The Life and Work of Sigmund Freud by Ernest Jones, Karl Marx by Franz Mehring, Charles Darwin by Sir Gavin DeBeer. Without knowing the life and thoughts of these three men, we will be further victimized by not knowing what formed and still forms, for good and for ill, our age. And for those of you who will live into the 21st century, you would do well to know of the lives and thoughts of Max Plank (the Quantam Theory), Albert Einstein (the general and special theories of relativeiy), and Mahatma Gandhi (the principle method of resisting oppression without spilling blood and the means to carry out radical social change without violence).

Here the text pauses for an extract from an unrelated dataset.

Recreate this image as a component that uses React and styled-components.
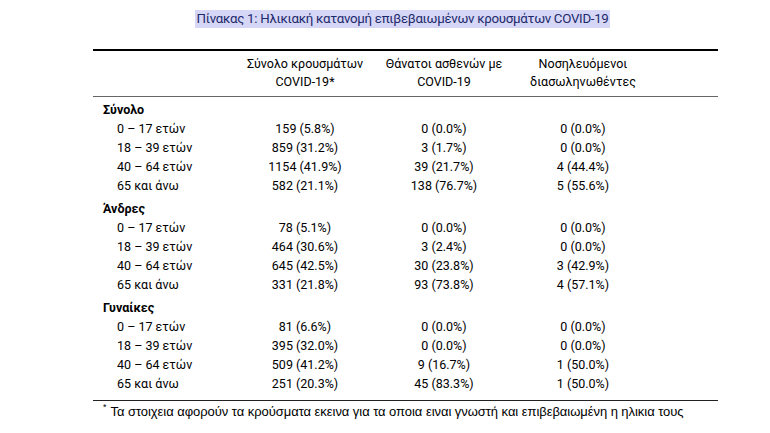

M. K. Gandhi, My Experiments with Truth. This autobiography is doubtless the most scrupulous that has ever been written. Unlike most works, particularly autobiographies, truth with a small t is the central nagging character.

Charles Dickens, The only English novelist that has something of the depth of the great Russian writers: Tolstoy, Dostoevsky, and Turgenev. See Turgenev’s Fathers and Sons.

Hermann Broch, This Austrian writer, 1886 - 1951 surpassed all the 20th century novelists save for Marcel Proust. See his Trilogy, The Sleepwalkers, and The Death of Virgil.